I processed around 25,000 trend files from DataForSEO, analyzed over 8,000 keywords, and calculated a per-category coefficient: the ratio of YouTube volume to Google Ads volume for that category. The full system covers 15 categories, and the spread is wide.

25,000 trend files processed from DataForSEO.

8,000+ keywords analyzed for coefficient calculation.

15 content categories with per-category multipliers.

Category	Coefficient	Source
Pets & Animals	0.97	Calculated
Film & Animation	0.95	Calculated
Music	0.80	Corrected
Gaming	0.485	Calculated
Cooking & Food	0.26	Calculated
Health & Fitness	0.16	Calculated
Business & Finance	0.08	Estimated

The formula underneath is simple.

YouTube_Volume = Google_Ads_Volume × Category_Coefficient

The interesting part isn't the formula. It's the 25,000 files underneath it, because without real data those coefficients would just be guesses.

For the few categories where I didn't have enough direct data, I used proxy estimation (Travel derived from Entertainment, DIY derived as an average of Cooking and Pets) and marked them clearly in the code as lower-confidence. A creator using the tool deserved to know which numbers to trust more.

None of this was meant to be a one-time calculation. The plan was to revisit the coefficients periodically as new data came in, because search patterns shift and a coefficient from six months ago might not reflect where searches actually go now. That recalibration cadence was part of the design.

The database pivot

I started the whole project on Supabase because it's the default "cheap backend for an MVP" choice. It was fine for a couple of weeks. Then I started pulling in real DataForSEO data at scale and hit the free-tier limits.
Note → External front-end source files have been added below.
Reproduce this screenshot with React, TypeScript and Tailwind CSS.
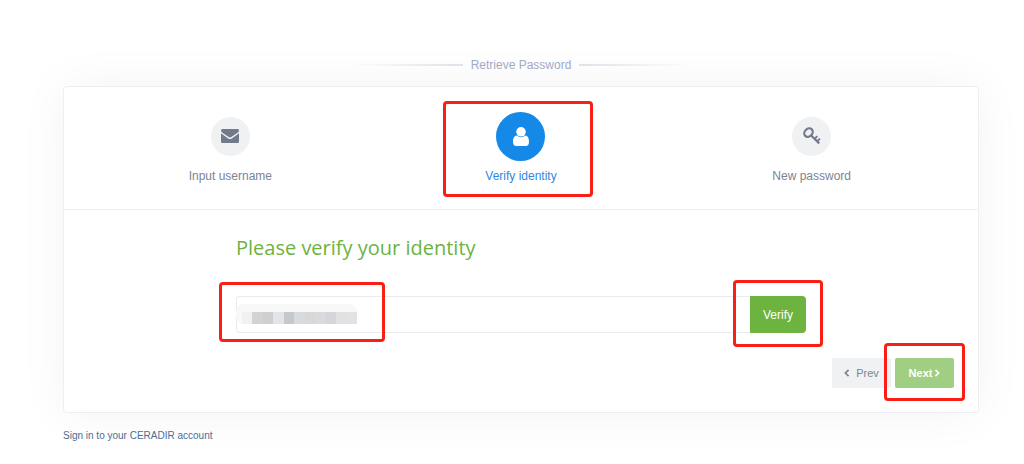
import type { ReactNode } from "react";

function EnvelopeIcon() {
  return (
    <svg viewBox="0 0 18 14" className="h-3.5 w-[18px]" fill="currentColor" aria-hidden="true">
      <path d="M1.4 0h15.2C17.4 0 18 .6 18 1.4c0 .9-.7 1.8-1.4 2.3L10.7 7.8C10.2 8.2 9.6 8.6 9 8.6s-1.2-.4-1.7-.8L1.4 3.7C.8 3.2 0 2.3 0 1.5 0 .7.6 0 1.4 0Z" />
      <path d="M0 4.2c.3.3.6.6 1 .8l5.500 3.900c.8.6 1.6 1.2 2.500 1.200s1.700-.6 2.500-1.200L17 5c.4-.2.7-.5 1-.8v8.200c0 .9-.7 1.600-1.600 1.600H1.600C.7 14 0 13.300 0 12.400Z" />
    </svg>
  );
}

function UserIcon() {
  return (
    <svg viewBox="0 0 16 19" className="h-[19px] w-4" fill="currentColor" aria-hidden="true">
      <circle cx="8" cy="4.8" r="4.8" />
      <path d="M3.9 8.600A5.700 5.700 0 0 0 8 10.300a5.700 5.700 0 0 0 4.100-1.700C15 8.700 16 11.600 16 15.300c0 2.200-1.200 3.700-3.200 3.700H3.200C1.200 19 0 17.500 0 15.300 0 11.600 1 8.700 3.900 8.600Z" />
    </svg>
  );
}

function KeyIcon() {
  return (
    <svg viewBox="0 0 18 18" className="size-[18px]" fill="none" stroke="currentColor" strokeWidth="2.2" aria-hidden="true">
      <ellipse cx="5.5" cy="5.6" rx="4.6" ry="3.8" transform="rotate(-45 5.5 5.6)" />
      <path d="m8 8.2 8.2 8.2" />
      <path d="m11.6 11.8 2.7-2.7M14.2 14.4l2.7-2.7" strokeWidth="1.9" />
    </svg>
  );
}

function Chevron({ left = false }: { left?: boolean }) {
  return (
    <svg viewBox="0 0 6 8" className="h-2 w-1.5" fill="none" stroke="currentColor" strokeWidth="1.7" aria-hidden="true">
      <path d={left ? "M4.6 .8 1.4 4l3.2 3.2" : "M1.4 .8 4.6 4 1.4 7.2"} />
    </svg>
  );
}

const frame = "pointer-events-none absolute rounded-sm border-3 border-[#fa1f14]";

function Step({ icon, label, active = false }: { icon: ReactNode; label: string; active?: boolean }) {
  return (
    <li
      className={`flex flex-col items-center ${active ? "text-[#2f87e0]" : "text-[#7b8494]"}`}
      aria-current={active ? "step" : undefined}
    >
      <div className="relative flex flex-col items-center">
        <div className="flex h-[50px] items-center">
          <span
            className={`flex items-center justify-center rounded-full ${
              active ? "size-[49px] bg-[#1589e8] text-white" : "size-[39px] bg-[#f0f1f3] text-[#717b8c]"
            }`}
          >
            {icon}
          </span>
        </div>
        <span className="mt-1 text-xs leading-[22px]">{label}</span>
        {active && <div className={`${frame} -top-2.5 -right-9 -bottom-2.5 -left-[42px]`} />}
      </div>
    </li>
  );
}

const mosaic = [
  "bg-[#f1f1f1]",
  "bg-[#d3d3d4]",
  "bg-[#cfcfd0]",
  "bg-[#e3e4e6]",
  "bg-[#c5c9cd]",
  "bg-[#d9dadb]",
  "bg-[#d7d8da]",
  "bg-[#dadadc]",
  "bg-[#d6d5dc]",
  "bg-[#e0e1e2]",
  "bg-[#e1e2e3]",
];

export default function App() {
  return (
    <main className="bg-white pt-[55px] pr-[45px] pl-[63px] font-['Liberation_Sans',Arial,sans-serif]">
      <header className="flex items-center justify-center gap-2">
        <span className="h-0.5 w-28 bg-linear-to-r from-transparent to-[#dde3ea]" />
        <h1 className="text-xs leading-5 text-[#a3a9c4]">Retrieve Password</h1>
        <span className="h-0.5 w-28 bg-linear-to-l from-transparent to-[#dde3ea]" />
      </header>

      <section className="mt-[11px] rounded-sm border border-[#eceef3] bg-white shadow-[0_0_50px_rgba(0,0,0,0.05)]">
        <ol className="grid grid-cols-3 border-b border-[#eeeff2] px-[21px] pt-6 pb-[22px]">
          <Step icon={<EnvelopeIcon />} label="Input username" />
          <Step icon={<UserIcon />} label="Verify identity" active />
          <Step icon={<KeyIcon />} label="New password" />
        </ol>

        <form className="px-6 pt-[22px] pb-6" onSubmit={(e) => e.preventDefault()}>
          <div className="mx-auto max-w-[570px]">
            <h2 className="font-['Open_Sans','Noto_Sans',sans-serif] text-xl leading-8 text-[#6cb33f]">
              <label htmlFor="identity">Please verify your identity</label>
            </h2>
            <div className="relative mt-8 flex h-[37px]">
              <input
                id="identity"
                type="text"
                className="min-w-0 flex-1 rounded-l-sm border border-r-0 border-[#e9eaf2] bg-white px-3 text-xs outline-none"
              />
              <div className="pointer-events-none absolute top-2 left-0 h-5 w-[121px] rounded-lg bg-[#f8f8f8] pt-2 pl-1.5">
                <div className="flex h-3 w-[115px]">
                  {mosaic.map((tone) => (
                    <span key={tone} className={`flex-1 ${tone}`} />
                  ))}
                </div>
              </div>
              <div className={`${frame} -top-3.5 -left-[17px] h-[60px] w-[166px]`} />
              <div className="relative flex">
                <button type="button" className="w-14 rounded-r-sm bg-[#6cb33f] text-xs text-white">
                  Verify
                </button>
                <div className={`${frame} -inset-x-[17px] -top-4 -bottom-3.5`} />
              </div>
            </div>
          </div>

          <div className="mt-[25px] flex justify-end gap-1 text-[11px]">
            <button
              type="button"
              className="flex h-[30px] w-[59px] items-center justify-center gap-1.5 rounded-xs bg-[#f0f1f3] text-[#7b8494]"
            >
              <Chevron left />
              Prev
            </button>
            <div className="relative">
              <button
                type="submit"
                className="flex h-[30px] w-[59px] items-center justify-center gap-0.5 rounded-xs bg-[#a0ce82] font-bold text-white"
              >
                Next
                <Chevron />
              </button>
              <div className={`${frame} -inset-x-[11px] -top-[15px] -bottom-[13px]`} />
            </div>
          </div>
        </form>
      </section>

      <a href="#signin" className="mt-[15px] inline-block text-[10px] leading-4 text-[#4a6f96]">
        Sign in to your CERADIR account
      </a>
    </main>
  );
}
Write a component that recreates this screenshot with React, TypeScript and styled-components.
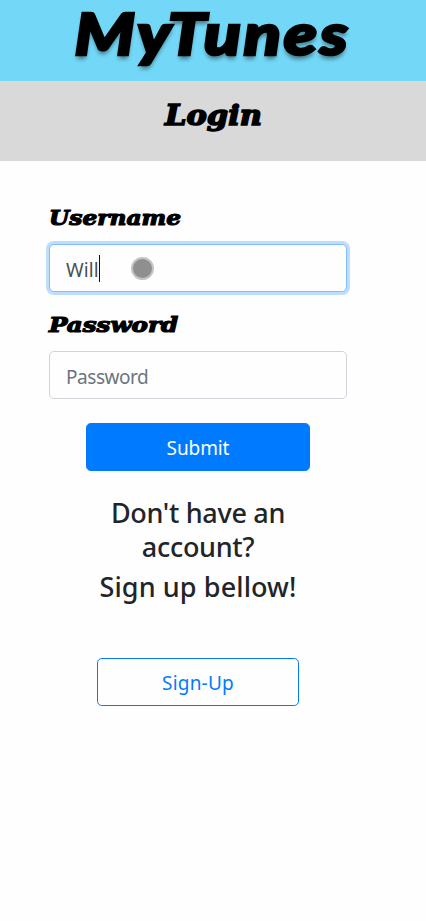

This is where my Ubersuggest years paid off. Analytics tools are heavily database-dependent in a way most SaaS apps aren't. You're not just storing user records. You're storing every keyword anyone ever searched, every API response, every coefficient calculation, every cache lookup.

The database is critical to the product.

When Supabase started feeling constrained, I started looking for a backend I could run indefinitely without paying, because I wasn't going to pay for infra on a side project in pre-product stage. Cloudflare D1 had a much more generous free tier, and once I was thinking about D1 I was also thinking about Cloudflare Workers for the backend. The whole stack drifted that way in a couple of days.

I also built cost-aware habits into the database from day one. Time-to-live on every cached DataForSEO response. Multi-layer caching so the same keyword never cost me twice. A coefficient cache with a one-hour expiry. The rule in my head was: if I have to pay to fetch the same data twice, I built it wrong.

The DataForSEO cost story

DataForSEO is the paid API underneath everything. Their live endpoint is expensive per call, and a free-tier keyword tool that makes a live call for every search would go broke fast. They also have a standard queue endpoint that's cheaper but takes a few seconds, plus a tasks_ready endpoint that costs almost nothing and tells you when a queued result is ready to pick up.

I wired the service to submit to the standard queue, poll tasks_ready every couple of seconds, and only retrieve the result when it was actually ready. That combination, plus the multi-layer cache, cut my DataForSEO costs by about 23% per keyword compared to the live endpoint approach. For a paying product that's a rounding error. For a free-tier MVP, it's the difference between the project being sustainable and not.

Why it’s on hold

The short version: life priorities. I built the algorithm, the database, the API integration, the authentication, an admin dashboard, a beta invitation system, and most of the core UI components. What I didn't finish was the last-mile work that turns a working backend into a product people use: integrating the UI, polishing the dashboard, finishing exports, setting up a real production deployment, adding billing.

The honest version: I hit the point where the remaining work was less interesting than the rest of my life. KeyScope was still pre-alpha at that stage. My brother was my test user, which was exactly the right shape for the project at that point. One trusted person poking at it, catching the rough edges, before I opened it up to a wider circle during the polish-and-deploy phase. I never got to that phase. The domain is still registered. The repo is still there. The project is on hold.

To really scale KeyScope, the next version is probably a Chrome extension, because Google doesn't expose much YouTube data server-side and an extension can read what the user is looking at directly. That would be a meaningful re-architecture, not a polish pass. So KeyScope sits where it sits.

What I kept

The biggest takeaway has nothing to do with YouTube. It's that when you're building an analytics tool, the database isn't a component, it's the spine. Every design decision in KeyScope eventually touched the database: how often to call DataForSEO, how long to cache a coefficient, how to structure queries for D1's free tier, how to handle retention when I didn't know what people would search for. The Ubersuggest years taught me this in the abstract. KeyScope made it concrete.

The smaller takeaway, which still matters: when a whole category of tools is "estimating" something, go find out what they're estimating from. I almost trusted a few existing tools as a starting point, and I'm glad I didn't. They turned out to be drinking from roughly the same source I eventually built my own algorithm on top of.